Recipe By : Cooking Under Pressure, copyright 1989
Serving Size : 6 Preparation Time :0:00
Categories : Grains
Amount Measure Ingredient -- Preparation Method
-------- ------------ --------------------------------
2 tb Olive oil
3 cl Garlic -- minced
3 c Onions -- coarsely chopped
3 Celery rib -- sliced
2 1/2 c Short-grain brown rice -- picked over & rinsed
1/2 lb Mushrooms -- sliced
4 3/4 c Chicken stock, vegetable stock, or bouillon
2 Bay leaves
1 1/2 ts Dried oregano
1 tb Prepared mustard
1/2 ts Salt -- or to taste
1 c Tomato sauce
1 c Fresh parsley -- minced
Author's note: This recipe calls for short-grain brown rice, which
has a delightully chewy texture - a nice contrast to the pliant
lentils.
Heat the oil in the cooker. Saute the garlic and onions until the
onions are lightly browned, about 4 to 5 minutes.

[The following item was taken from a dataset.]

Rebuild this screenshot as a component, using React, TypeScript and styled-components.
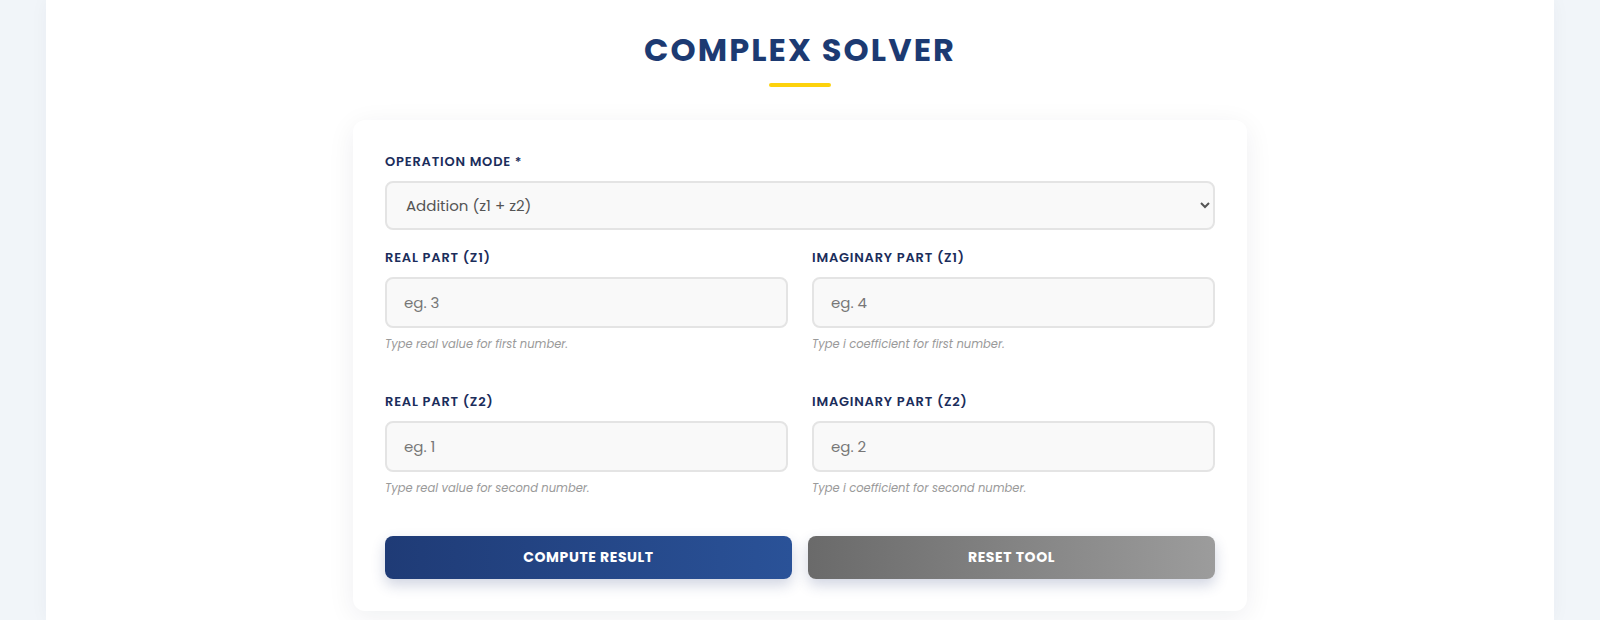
import styled, { createGlobalStyle } from 'styled-components';

const GlobalStyle = createGlobalStyle`
  body {
    margin: 0;
    background: #f1f5f9;
    font-family: "Poppins", "Inter", "Noto Sans", sans-serif;
  }
  * {
    box-sizing: border-box;
  }
`;

const Page = styled.div`
  padding: 0 46px;
`;

const Panel = styled.main`
  background: #ffffff;
  min-height: 620px;
  padding-top: 30px;
  box-shadow: 0 0 18px rgba(15, 40, 80, 0.04);
`;

const Heading = styled.h1`
  margin: 0;
  text-align: center;
  font-size: 32px;
  font-weight: 700;
  line-height: 40px;
  letter-spacing: 2.1px;
  color: #1c3a72;
`;

const Underline = styled.div`
  width: 62px;
  height: 4px;
  border-radius: 2px;
  background: #fdd20c;
  margin: 13px auto 0;
`;

const Card = styled.form`
  width: 894px;
  margin: 33px auto 0;
  padding: 32px;
  background: #ffffff;
  border-radius: 12px;
  box-shadow: 0 6px 28px rgba(20, 30, 60, 0.07);
`;

const Field = styled.div<{ $gap?: number }>`
  display: flex;
  flex-direction: column;
  margin-bottom: ${({ $gap }) => $gap ?? 0}px;
`;

const Label = styled.label`
  font-size: 13px;
  line-height: 20px;
  font-weight: 600;
  letter-spacing: 0.8px;
  text-transform: uppercase;
  color: #1b2d5b;
  margin-bottom: 9px;
`;

const Select = styled.select`
  height: 49px;
  padding: 0 14px 0 15px;
  border: 2px solid #e4e4e4;
  border-radius: 8px;
  background: #f9f9f9;
  font-family: inherit;
  font-size: 15px;
  color: #555;
`;

const Input = styled.input`
  height: 51px;
  padding: 0 17px;
  border: 2px solid #e4e4e4;
  border-radius: 8px;
  background: #f9f9f9;
  font-family: inherit;
  font-size: 15px;
  color: #333;
  &::placeholder {
    color: #777;
  }
`;

const Hint = styled.small`
  margin-top: 8px;
  font-size: 11.5px;
  line-height: 16px;
  font-style: italic;
  color: #9a9a9a;
`;

const Row = styled.div`
  display: grid;
  grid-template-columns: 1fr 1fr;
  gap: 24px;
  margin-bottom: 40px;
`;

const ButtonRow = styled.div`
  display: grid;
  grid-template-columns: 1fr 1fr;
  gap: 16px;
`;

const Button = styled.button<{ $variant: 'primary' | 'secondary' }>`
  height: 43px;
  border: none;
  border-radius: 8px;
  font-family: inherit;
  font-size: 14px;
  font-weight: 700;
  letter-spacing: 0.6px;
  color: #ffffff;
  cursor: pointer;
  background: ${({ $variant }) =>
    $variant === 'primary'
      ? 'linear-gradient(90deg, #1f3b76, #2a5298)'
      : 'linear-gradient(90deg, #6a6a6a, #9c9c9c)'};
  box-shadow: 0 6px 14px rgba(40, 60, 120, 0.22);
`;

const fields = [
  [
    { label: 'Real Part (z1)', placeholder: 'eg. 3', hint: 'Type real value for first number.' },
    { label: 'Imaginary Part (z1)', placeholder: 'eg. 4', hint: 'Type i coefficient for first number.' },
  ],
  [
    { label: 'Real Part (z2)', placeholder: 'eg. 1', hint: 'Type real value for second number.' },
    { label: 'Imaginary Part (z2)', placeholder: 'eg. 2', hint: 'Type i coefficient for second number.' },
  ],
];

export default function App() {
  return (
    <>
      <GlobalStyle />
      <Page>
        <Panel>
          <Heading>COMPLEX SOLVER</Heading>
          <Underline />
          <Card onSubmit={(e) => e.preventDefault()}>
            <Field $gap={18}>
              <Label>Operation Mode *</Label>
              <Select defaultValue="add">
                <option value="add">Addition (z1 + z2)</option>
                <option value="sub">Subtraction (z1 - z2)</option>
                <option value="mul">Multiplication (z1 × z2)</option>
                <option value="div">Division (z1 ÷ z2)</option>
              </Select>
            </Field>
            {fields.map((row, i) => (
              <Row key={i}>
                {row.map((f) => (
                  <Field key={f.label}>
                    <Label>{f.label}</Label>
                    <Input type="number" placeholder={f.placeholder} />
                    <Hint>{f.hint}</Hint>
                  </Field>
                ))}
              </Row>
            ))}
            <ButtonRow>
              <Button type="submit" $variant="primary">COMPUTE RESULT</Button>
              <Button type="reset" $variant="secondary">RESET TOOL</Button>
            </ButtonRow>
          </Card>
        </Panel>
      </Page>
    </>
  );
}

Stir in the celery,
brown rice, and lentils, and saute another minute. Add the
mushrooms, stock, bay leaves, oregano, and mustard, and bring to the
boil. Lock the lid in place oand over high heat bring to high
pressure. Adjust the heat to maintain high pressure, and cook for
20 minutes. Let the pressure drop naturally for 10 minutes. Quick
release any remaining pressure. Remove the lid, tilting it away from
you to allow any excess steam to escape.
Remove the bay leaves and stir in the salt, tomato sauce, and
parsley. If the rice or lentils are not quite done, cover, and simmer
over low heat until desired consistency, stirring in a bit of boiling
water if the mixture seems dry. Adjust seasonings and serve.